Reportedly, the Speaker’s A-List for the coveted Coastal Commission appointment includes Scott Peters, along with Councilwoman Toni Atkins and Oceanside Mayor Terry Johnson, a former Planning Commission alternate.

 

And that is because magically, the Green Peters of yesteryear disappeared under a cape not long after his election, emerging as Gray Peters, recast as a property rights Democrat, oxymoronic perhaps, but in politics, anything is possible. In tandem with some serious Mayoral brown-nosing, it is not surprising that his name comes up most often as a leading candidate for the Coastal Commission.

 

Unfortunately for the City of Del Mar, Sierra Club, Torrey Pines Planning Group and the Carmel Mountain Conservancy who oppose the widening of the coast highway bridge, Peters could prevail against another top choice, Councilwoman Toni Atkins, who has been soliciting letters of support from prominent local environmentalists and is reportedly getting help with the Speaker from mentor Assemblywoman Chris Kehoe.

 

The fault for the “righting” of the Coastal Commission lies with their staff’s excesses and the inability and unwillingness of reasonable commissioners to rein them in.
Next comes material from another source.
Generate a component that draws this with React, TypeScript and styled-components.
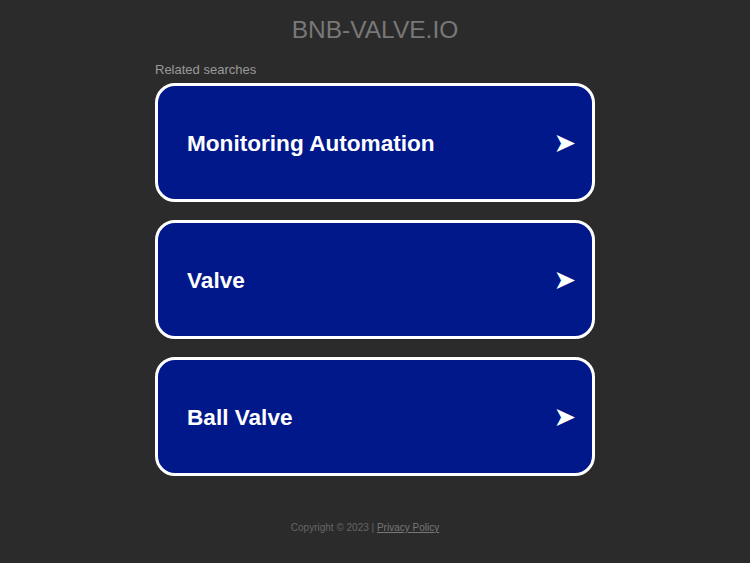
import styled, { createGlobalStyle } from "styled-components";

const GlobalStyle = createGlobalStyle`
  html, body {
    margin: 0;
    padding: 0;
    background-color: #2b2b2b;
    font-family: "Liberation Sans", Arial, sans-serif;
  }
`;

const Page = styled.div`
  width: 750px;
  min-height: 563px;
  display: flex;
  flex-direction: column;
  align-items: center;
`;

const Domain = styled.h1`
  margin: 16px 0 0;
  font-size: 24.5px;
  font-weight: normal;
  color: #787878;
  line-height: 28px;
`;

const Content = styled.div`
  width: 440px;
  margin-top: 18px;
`;

const Caption = styled.div`
  font-size: 13px;
  color: #9a9a9a;
  line-height: 15px;
  margin-bottom: 6px;
`;

const List = styled.div`
  display: flex;
  flex-direction: column;
  gap: 18px;
`;

const Card = styled.a`
  box-sizing: border-box;
  height: 119px;
  display: flex;
  align-items: center;
  justify-content: space-between;
  padding: 3px 16px 0 29px;
  background-color: #00188a;
  border: 3px solid #ffffff;
  border-radius: 20px;
  color: #ffffff;
  text-decoration: none;
  font-size: 22.6px;
  font-weight: bold;
`;

const Arrow = styled.span`
  font-family: "DejaVu Sans", sans-serif;
  font-size: 27px;
  font-weight: normal;
  line-height: 1;
  margin-bottom: 4px;
`;

const Footer = styled.div`
  margin: 46px 20px 0 0;
  font-size: 10px;
  color: #666666;

  a {
    color: #777777;
    text-decoration: underline;
  }
`;

const searches = ["Monitoring Automation", "Valve", "Ball Valve"];

const App = () => {
  return (
    <Page>
      <GlobalStyle />
      <Domain>BNB-VALVE.IO</Domain>
      <Content>
        <Caption>Related searches</Caption>
        <List>
          {searches.map((label) => (
            <Card key={label} href="#">
              <span>{label}</span>
              <Arrow>➤</Arrow>
            </Card>
          ))}
        </List>
      </Content>
      <Footer>
        Copyright © 2023 | <a href="#">Privacy Policy</a>
      </Footer>
    </Page>
  );
};

export default App;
The Speaker has no choice but to search for Commissioners who might tilt this sinking ship in another direction, or at least look like they might.

 

Environmentalists can only hope that if appointed, Scott Peters will get another green flash, perhaps at a Torrey Pines State Park sunset, bringing back the guy they supported for office, or that all those developer contributions pouring into his campaign coffers are simply an extravagant illusion for the commission selection gods.

 

Prestidigitation was dictionary.com’s February 26, 2000 word of the day. It says the word means a show of skill or deceitful cleverness. Take your pick.